Point important, les pièces spécifiques à la Gamma sont très rares (y compris les amortisseurs ou l’échappement), donc onéreuses : achetez donc l’exemplaire le plus sain et complet possible !
Au volant
J’ai pris les commandes d’un coupé de 1978, restauré. Cette voiture est toujours belle, donc on l’aborde avec une certaine délicatesse. À bord, on trouve une bonne position de conduite, mais que ce tableau de bord me rebute ! Heureusement, il est complet.

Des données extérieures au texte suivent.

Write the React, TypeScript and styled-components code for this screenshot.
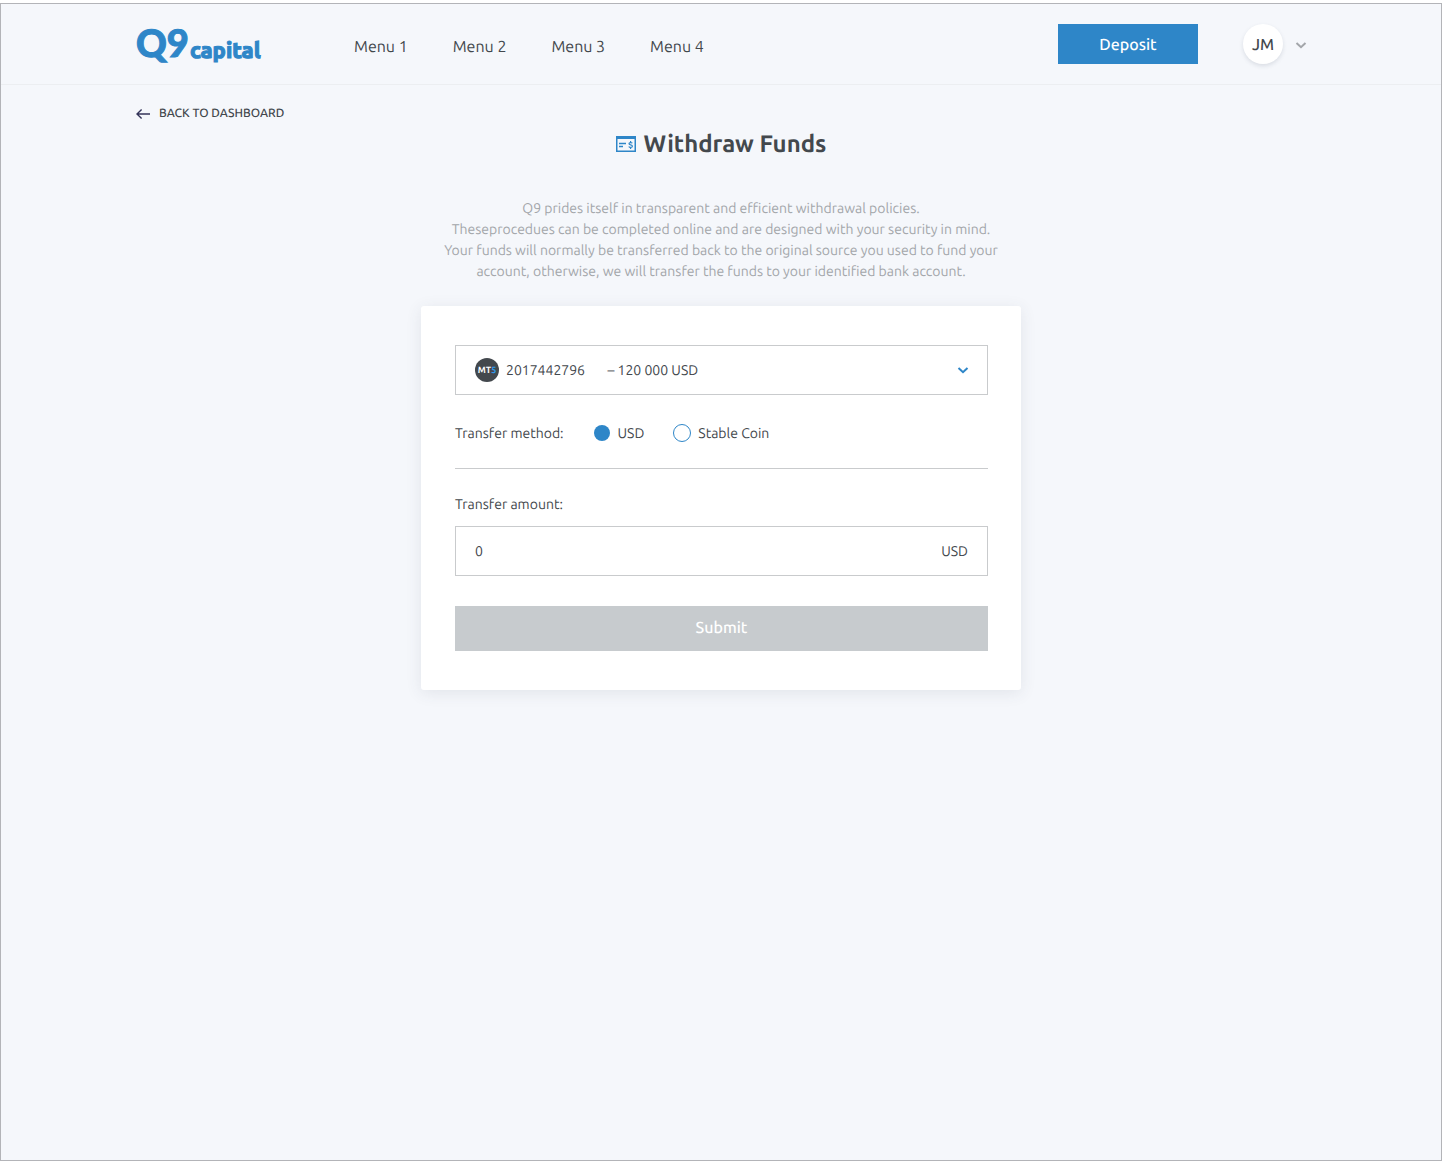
import React, { useState } from 'react';
import styled, { createGlobalStyle } from 'styled-components';

const color = {
  page: '#f5f7fb',
  ink: '#43484d',
  muted: '#a3a6aa',
  line: '#c9cbcd',
  blue: '#2e86c8',
  disabled: '#c7cbce',
};

const GlobalStyle = createGlobalStyle`
  *, *::before, *::after { box-sizing: border-box; }
  body { margin: 0; background: #fff; }
  body, button, input, select {
    font-family: Ubuntu, "Noto Sans", "Open Sans", sans-serif;
    font-size: 14px;
    color: ${color.ink};
    text-rendering: geometricPrecision;
    -webkit-font-smoothing: antialiased;
  }
  h1, p, fieldset { margin: 0; padding: 0; border: 0; }
`;

const Page = styled.div`
  min-height: calc(100vh - 3px);
  margin: 3px 3px 0 0;
  border: 1px solid #b3b4b8;
  background: ${color.page};
`;

const Container = styled.div`
  max-width: 1172px;
  margin: 0 auto;
`;

const Header = styled.header`
  border-bottom: 1px solid #eceef1;
`;

const HeaderRow = styled(Container)`
  display: flex;
  align-items: center;
  height: 80px;
`;

const Logo = styled.a`
  display: flex;
  width: 219px;
`;

const Nav = styled.nav`
  display: flex;
  gap: 45px;
  padding-top: 6px;
`;

const NavLink = styled.a`
  font-size: 16px;
  line-height: 24px;
  color: ${color.ink};
  text-decoration: none;
`;

const DepositButton = styled.button`
  width: 140px;
  height: 40px;
  margin-left: auto;
  padding: 2px 0 0;
  border: 0;
  background: ${color.blue};
  color: #fff;
  font-size: 16px;
  font-weight: 500;
`;

const AccountButton = styled.button`
  display: flex;
  align-items: center;
  gap: 12px;
  margin-left: 45px;
  padding: 0;
  border: 0;
  background: none;
  color: ${color.muted};
`;

const Avatar = styled.span`
  display: grid;
  place-items: center;
  width: 40px;
  height: 40px;
  padding-top: 2px;
  border-radius: 50%;
  background: #fff;
  box-shadow: 0 2px 4px rgba(60, 70, 90, 0.14);
  color: ${color.ink};
  font-size: 16px;
  font-weight: 500;
`;

const Main = styled.main`
  padding: 19px 0 40px;
`;

const BackLink = styled.a`
  display: inline-flex;
  align-items: center;
  gap: 9px;
  font-size: 12px;
  font-weight: 500;
  line-height: 20px;
  color: ${color.ink};
  text-decoration: none;
  text-transform: uppercase;
  vertical-align: top;
`;

const Column = styled.section`
  max-width: 600px;
  margin: 2px auto 0;
`;

const Title = styled.h1`
  display: flex;
  align-items: center;
  justify-content: center;
  gap: 8px;
  font-size: 24px;
  font-weight: 700;
  line-height: 36px;
`;

const Intro = styled.p`
  margin: 36px 0 24px;
  color: ${color.muted};
  line-height: 21px;
  text-align: center;
`;

const Card = styled.form`
  display: flex;
  flex-direction: column;
  padding: 39px 33px 39px 34px;
  border-radius: 3px;
  background: #fff;
  box-shadow: 0 3px 16px rgba(60, 70, 90, 0.1);
`;

const AccountField = styled.div`
  display: grid;
  align-items: center;

  > * { grid-area: 1 / 1; }
  > svg { pointer-events: none; }
  > svg:last-child { justify-self: end; margin-right: 19px; }
`;

const AccountSelect = styled.select`
  width: 100%;
  height: 50px;
  padding: 0 50px;
  border: 1px solid ${color.line};
  border-radius: 0;
  background: #fff;
  appearance: none;
`;

const Badge = styled.span`
  z-index: 1;
  width: 24px;
  margin-left: 20px;
  border-radius: 50%;
  background: ${color.ink};
  color: #fff;
  font-size: 9px;
  font-weight: 700;
  line-height: 24px;
  text-align: center;
  pointer-events: none;

  em { color: #2f9cf0; font-style: normal; }
`;

const Methods = styled.fieldset`
  display: flex;
  align-items: center;
  gap: 29px;
  padding: 26px 0 23px;
  border-bottom: 1px solid ${color.line};
`;

const MethodsTitle = styled.span`
  line-height: 24px;
`;

const Method = styled.label`
  display: flex;
  align-items: center;
  gap: 7px;
`;

const Radio = styled.input`
  width: 18px;
  height: 18px;
  margin: 0;
  border: 1px solid ${color.blue};
  border-radius: 50%;
  appearance: none;

  &:checked {
    border-color: transparent;
    background: ${color.blue} padding-box;
  }
`;

const AmountLabel = styled.label`
  margin: 25px 0 11px;
  line-height: 21px;
`;

const AmountField = styled.div`
  display: flex;
  align-items: center;
  height: 50px;
  padding: 0 19px;
  border: 1px solid ${color.line};
`;

const AmountInput = styled.input`
  flex: 1;
  min-width: 0;
  padding: 0;
  border: 0;
  outline: 0;
  background: none;
`;

const SubmitButton = styled.button`
  height: 45px;
  margin-top: 30px;
  padding: 0 0 1px;
  border: 0;
  background: ${color.disabled};
  color: #fff;
  font-size: 16px;
  font-weight: 500;
`;

const Chevron = () => (
  <svg width="12" height="12" viewBox="0 0 12 12" fill="none" stroke="currentColor" strokeWidth="2" aria-hidden="true">
    <path d="M1.5 5 6 9.2 10.5 5" />
  </svg>
);

const BackArrow = () => (
  <svg width="15" height="12" viewBox="0 0 15 12" fill="none" stroke="#35355a" strokeWidth="1.4" aria-hidden="true">
    <path d="M6.6 1.4 2 6 6.6 10.6M2 6H15" />
  </svg>
);

const ChequeIcon = () => (
  <svg width="20" height="16" viewBox="0 0 20 16" fill="none" stroke={color.blue} aria-hidden="true">
    <path d="M.75 1V15.25H19.25V1" strokeWidth="1.5" />
    <path d="M0 1.5H20" strokeWidth="3" />
    <path d="M3 7.5H10M3 10.5H7" strokeWidth="1.5" />
    <path d="M16.3 7.2C15.8 6.3 13 6.2 13 7.7S16.4 8.6 16.4 10.2 13.3 11.6 12.8 10.5M14.6 5V6.6M14.6 11.2V13" strokeWidth="1.2" />
  </svg>
);

const menu = ['Menu 1', 'Menu 2', 'Menu 3', 'Menu 4'];
const methods = ['USD', 'Stable Coin'];

export default function App() {
  const [method, setMethod] = useState('USD');
  const [amount, setAmount] = useState('0');

  return (
    <>
      <GlobalStyle />
      <Page>
        <Header>
          <HeaderRow>
            <Logo href="#" aria-label="Q9 capital">
              <svg width="132" height="56" viewBox="0 0 132 56" fill={color.blue} stroke={color.blue} fontWeight="900">
                <text x="1" y="41" fontSize="38" strokeWidth="1" fontFamily="Lato, sans-serif">Q9</text>
                <text x="55" y="42" fontSize="22" strokeWidth="1" fontFamily="Ubuntu, Lato, sans-serif">capital</text>
              </svg>
            </Logo>
            <Nav>
              {menu.map((item) => (
                <NavLink key={item} href="#">{item}</NavLink>
              ))}
            </Nav>
            <DepositButton type="button">Deposit</DepositButton>
            <AccountButton type="button" aria-label="Account JM">
              <Avatar>JM</Avatar>
              <Chevron />
            </AccountButton>
          </HeaderRow>
        </Header>
        <Main>
          <Container>
            <BackLink href="#">
              <BackArrow />
              Back to dashboard
            </BackLink>
            <Column>
              <Title>
                <ChequeIcon />
                Withdraw Funds
              </Title>
              <Intro>
                Q9 prides itself in transparent and efficient withdrawal policies.
                <br />
                Theseprocedues can be completed online and are designed with your security in mind.
                <br />
                Your funds will normally be transferred back to the original source you used to fund your
                <br />
                account, otherwise, we will transfer the funds to your identified bank account.
              </Intro>
              <Card onSubmit={(event) => event.preventDefault()}>
                <AccountField>
                  <AccountSelect aria-label="Account">
                    <option>{'2017442796\u00a0\u00a0\u00a0\u00a0\u00a0\u00a0\u00a0– 120 000 USD'}</option>
                  </AccountSelect>
                  <Badge aria-hidden="true">MT<em>5</em></Badge>
                  <svg width="12" height="12" viewBox="0 0 12 12" fill="none" stroke={color.blue} strokeWidth="2" aria-hidden="true">
                    <path d="M1.5 4 6 8.2 10.5 4" />
                  </svg>
                </AccountField>
                <Methods aria-label="Transfer method">
                  <MethodsTitle>Transfer method:</MethodsTitle>
                  {methods.map((name) => (
                    <Method key={name}>
                      <Radio type="radio" name="method" checked={method === name} onChange={() => setMethod(name)} />
                      {name}
                    </Method>
                  ))}
                </Methods>
                <AmountLabel htmlFor="amount">Transfer amount:</AmountLabel>
                <AmountField>
                  <AmountInput id="amount" inputMode="decimal" value={amount} onChange={(event) => setAmount(event.target.value)} />
                  <span>USD</span>
                </AmountField>
                <SubmitButton type="submit" disabled>Submit</SubmitButton>
              </Card>
            </Column>
          </Container>
        </Main>
      </Page>
    </>
  );
}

Détail : j’ai bien mis 5 minutes à décoincer l’enrouleur de ceinture de sécurité avant de commencer à rouler… Le moteur sonne très agréablement pour un 4-cylindres, et régale par sa souplesse. Mieux, il monte allègrement en régime, dans une musique métallique fort plaisante. Une réussite, qui donne plus de plaisir que bien des 6-cylindres !
Pour sa part, la boîte, douce à manier, ne mérite que des éloges. Mais la plus grande surprise vient des qualités routières. Outre une direction réussie, consistante et précise, on est surpris par les trains roulants. Alors, oui, le confort n’est pas celui d’une Citroën CX, mais il demeure très acceptable, surtout que la Gamma vire à plat et jouit d’une belle adhérence.
Elle ne glisse du nez que très tard, et surtout, accepte de survirer gentiment quand on la provoque. Malgré son âge, elle se laisse maltraiter comme une petite sportive, sans jamais se désunir. Quel plaisir ! En outre, elle freine bien vu son âge. En somme, nous avons ici un coupé vivant, performant et dynamique : il méritait bien mieux qu’un échec commercial. Il ne boit même pas trop : 10 l/100 km en moyenne.
L’alternative newtimer*
Lancia Kappa Coupé (1997-2000)
Gianni Agnelli, grand patron du groupe Fiat, se serait émerveillé devant la Kappa coupé. Provoquant l’embarras de gens de Lancia : il a flashé sur la proposition de Bertone, dénommée Kayak et non retenue. Il aurait ensuite beaucoup moins été emballé par la version de production, due à Pininfarina…
Celui-ci a peut-être été trop ambitieux. Soucieux de supprimer le montant central, il a été contraint, afin de préserver la rigidité, de raccourcir l’empattement, ce qui a déséquilibré la ligne de la voiture. Dommage, car sa ceinture de caisse cintrée et son ensemble lunette arrière/couvercle de coffre en renfoncement ne manquent pas d’intérêt. Sous le capot, on trouve initialement trois blocs : un 5-cylindres 2,4 l de 175 ch, un 2,0 l turbo de 205 ch et un 3,0 l V6 Alfa Romeo de 204 ch. Performants, ils complètent joliment le bon châssis, mais le look de la Kappa coupé rebute les acheteurs, qui restent insensibles à son habitacle très cossu.
Fin 1998, il bénéficie, comme le reste de la gamme, de légères retouches, le 2,0 l turbo passant à 5 cylindres et 220 ch : c’est le bouillant bloc du coupé Fiat ! La sauce ne prend toujours pas et le coupé Kappa quitte la scène en 2000. Produit à 3 263 unités seulement, il s’avère bien rare mais pas cher : à partir de 5 000 € en bon état.
Lancia Gamma 2,5 l (1977-1980), la fiche technique
- Moteur : 4 cylindres à plat, 2 484 cm3
- Alimentation : carburateur double corps
- Suspension : jambes McPherson, ressorts hélicoïdaux, triangles, amortisseurs, barre antiroulis (AV), jambes McPherson, ressorts hélicoïdaux, biellettes transversales amortisseurs, barre antiroulis (AR)
- Transmission : boîte 5 manuelle, traction
- Puissance : 140 ch à 5 400 tr/mn
- Couple : 208 Nm à 3 000 tr/mn
- Poids : 1 270 kg
- Vitesse maxi : 195 km/h (donnée constructeur)
- 0 à 100 km/h : 10 secondes (donnée constructeur)
> Pour trouver des annonces de Lancia Gamma, rendez-vous sur le site de La Centrale.
* Les newtimers sont des véhicules iconiques ou sportifs plus récents que les youngtimers, mais dont la valeur monte. Plus fiables et faciles à utiliser au quotidien, ils doivent leur essor à des caractéristiques techniques souvent disparues, comme de gros moteurs atmosphériques. Les BMW Z3 à 6 cylindres, Porsche Boxster 986 et autre Renault Clio V6 représentent bien cette nouvelle tendance.